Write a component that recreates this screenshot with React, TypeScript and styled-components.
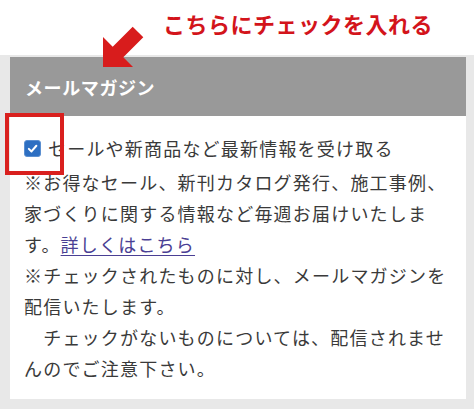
import React from "react";
import styled, { createGlobalStyle } from "styled-components";

const GlobalStyle = createGlobalStyle`
  html, body {
    margin: 0;
    padding: 0;
    background: #ffffff;
  }
  body {
    font-family: "Noto Sans CJK JP", "Noto Sans", sans-serif;
    color: #3a3a3a;
  }
`;

const Page = styled.div`
  position: relative;
  width: 474px;
  height: 409px;
  overflow: hidden;
  display: flex;
  flex-direction: column;
`;

const Callout = styled.div`
  height: 55px;
  flex: none;
  display: flex;
  align-items: center;
  padding-left: 163px;
  padding-bottom: 9px;
  box-sizing: border-box;
  color: #d3141b;
  font-size: 22px;
  font-weight: 700;
  letter-spacing: 0.5px;
  line-height: 1;
`;

const Arrow = styled.svg`
  position: absolute;
  left: 0;
  top: 0;
  pointer-events: none;
`;

const Frame = styled.section`
  flex: 1;
  background: #e8e8e8;
  padding: 2px 8px 10px 10px;
  display: flex;
  flex-direction: column;
`;

const Header = styled.h2`
  margin: 0;
  height: 59px;
  flex: none;
  display: flex;
  align-items: center;
  padding-left: 15px;
  background: #999999;
  color: #ffffff;
  font-size: 18px;
  font-weight: 700;
  letter-spacing: 0.6px;
`;

const Body = styled.div`
  flex: 1;
  background: #ffffff;
  padding: 17px 18px 0 14px;
  font-size: 18px;
  letter-spacing: 1.2px;
  line-height: 31px;
`;

const CheckRow = styled.label`
  display: flex;
  align-items: center;
  margin-bottom: 3px;
  cursor: pointer;
`;

const HiddenInput = styled.input`
  position: absolute;
  opacity: 0;
  width: 0;
  height: 0;
`;

const Box = styled.span<{ $on: boolean }>`
  width: 17px;
  height: 17px;
  flex: none;
  box-sizing: border-box;
  border-radius: 3px;
  background: ${(p) => (p.$on ? "#2d6fc2" : "#ffffff")};
  border: 1px solid ${(p) => (p.$on ? "#5b8fd0" : "#767676")};
  display: flex;
  align-items: center;
  justify-content: center;
  margin-right: 7px;
`;

const Note = styled.p`
  margin: 0;
`;

const Link = styled.a`
  color: #4a3f94;
  text-decoration: underline;
  text-underline-offset: 3px;
`;

const Marker = styled.div`
  position: absolute;
  left: 5px;
  top: 113px;
  width: 59px;
  height: 62px;
  box-sizing: border-box;
  border: 4px solid #d9201e;
  pointer-events: none;
`;

export default function App() {
  const [checked, setChecked] = React.useState(true);

  return (
    <>
      <GlobalStyle />
      <Page>
        <Callout>こちらにチェックを入れる</Callout>
        <Frame>
          <Header>メールマガジン</Header>
          <Body>
            <CheckRow>
              <HiddenInput
                type="checkbox"
                checked={checked}
                onChange={(e) => setChecked(e.target.checked)}
              />
              <Box $on={checked}>
                {checked && (
                  <svg width="11" height="11" viewBox="0 0 12 12">
                    <path
                      d="M2 6.4 L4.9 9.2 L10.2 3"
                      fill="none"
                      stroke="#ffffff"
                      strokeWidth="2.2"
                      strokeLinecap="round"
                      strokeLinejoin="round"
                    />
                  </svg>
                )}
              </Box>
              セールや新商品など最新情報を受け取る
            </CheckRow>
            <Note>
              ※お得なセール、新刊カタログ発行、施工事例、家づくりに関する情報など毎週お届けいたします。
              <Link href="#">詳しくはこちら</Link>
            </Note>
            <Note>
              ※チェックされたものに対し、メールマガジンを配信いたします。
              <br />
              {"\u3000"}チェックがないものについては、配信されませんのでご注意下さい。
            </Note>
          </Body>
        </Frame>
        <Arrow width="474" height="120" viewBox="0 0 474 120">
          <polygon
            points="103,67 103,37 112.7,46.7 132.7,26.7 143.3,37.3 123.3,57.3 133,67"
            fill="#d81c1c"
          />
        </Arrow>
        <Marker />
      </Page>
    </>
  );
}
· · · · ·
- **Work instructions**
Working from the lines above, reproduce the material exactly and exclude its pictures.

- **Solution for this task**
Write a component that recreates this screenshot with React, TypeScript and styled-components.
import React from "react";
import styled, { createGlobalStyle } from "styled-components";

const GlobalStyle = createGlobalStyle`
  html, body {
    margin: 0;
    padding: 0;
    background: #ffffff;
  }
  body {
    font-family: "Noto Sans CJK JP", "Noto Sans", sans-serif;
    color: #3a3a3a;
  }
`;

const Page = styled.div`
  position: relative;
  width: 474px;
  height: 409px;
  overflow: hidden;
  display: flex;
  flex-direction: column;
`;

const Callout = styled.div`
  height: 55px;
  flex: none;
  display: flex;
  align-items: center;
  padding-left: 163px;
  padding-bottom: 9px;
  box-sizing: border-box;
  color: #d3141b;
  font-size: 22px;
  font-weight: 700;
  letter-spacing: 0.5px;
  line-height: 1;
`;

const Arrow = styled.svg`
  position: absolute;
  left: 0;
  top: 0;
  pointer-events: none;
`;

const Frame = styled.section`
  flex: 1;
  background: #e8e8e8;
  padding: 2px 8px 10px 10px;
  display: flex;
  flex-direction: column;
`;

const Header = styled.h2`
  margin: 0;
  height: 59px;
  flex: none;
  display: flex;
  align-items: center;
  padding-left: 15px;
  background: #999999;
  color: #ffffff;
  font-size: 18px;
  font-weight: 700;
  letter-spacing: 0.6px;
`;

const Body = styled.div`
  flex: 1;
  background: #ffffff;
  padding: 17px 18px 0 14px;
  font-size: 18px;
  letter-spacing: 1.2px;
  line-height: 31px;
`;

const CheckRow = styled.label`
  display: flex;
  align-items: center;
  margin-bottom: 3px;
  cursor: pointer;
`;

const HiddenInput = styled.input`
  position: absolute;
  opacity: 0;
  width: 0;
  height: 0;
`;

const Box = styled.span<{ $on: boolean }>`
  width: 17px;
  height: 17px;
  flex: none;
  box-sizing: border-box;
  border-radius: 3px;
  background: ${(p) => (p.$on ? "#2d6fc2" : "#ffffff")};
  border: 1px solid ${(p) => (p.$on ? "#5b8fd0" : "#767676")};
  display: flex;
  align-items: center;
  justify-content: center;
  margin-right: 7px;
`;

const Note = styled.p`
  margin: 0;
`;

const Link = styled.a`
  color: #4a3f94;
  text-decoration: underline;
  text-underline-offset: 3px;
`;

const Marker = styled.div`
  position: absolute;
  left: 5px;
  top: 113px;
  width: 59px;
  height: 62px;
  box-sizing: border-box;
  border: 4px solid #d9201e;
  pointer-events: none;
`;

export default function App() {
  const [checked, setChecked] = React.useState(true);

  return (
    <>
      <GlobalStyle />
      <Page>
        <Callout>こちらにチェックを入れる</Callout>
        <Frame>
          <Header>メールマガジン</Header>
          <Body>
            <CheckRow>
              <HiddenInput
                type="checkbox"
                checked={checked}
                onChange={(e) => setChecked(e.target.checked)}
              />
              <Box $on={checked}>
                {checked && (
                  <svg width="11" height="11" viewBox="0 0 12 12">
                    <path
                      d="M2 6.4 L4.9 9.2 L10.2 3"
                      fill="none"
                      stroke="#ffffff"
                      strokeWidth="2.2"
                      strokeLinecap="round"
                      strokeLinejoin="round"
                    />
                  </svg>
                )}
              </Box>
              セールや新商品など最新情報を受け取る
            </CheckRow>
            <Note>
              ※お得なセール、新刊カタログ発行、施工事例、家づくりに関する情報など毎週お届けいたします。
              <Link href="#">詳しくはこちら</Link>
            </Note>
            <Note>
              ※チェックされたものに対し、メールマガジンを配信いたします。
              <br />
              {"\u3000"}チェックがないものについては、配信されませんのでご注意下さい。
            </Note>
          </Body>
        </Frame>
        <Arrow width="474" height="120" viewBox="0 0 474 120">
          <polygon
            points="103,67 103,37 112.7,46.7 132.7,26.7 143.3,37.3 123.3,57.3 133,67"
            fill="#d81c1c"
          />
        </Arrow>
        <Marker />
      </Page>
    </>
  );
}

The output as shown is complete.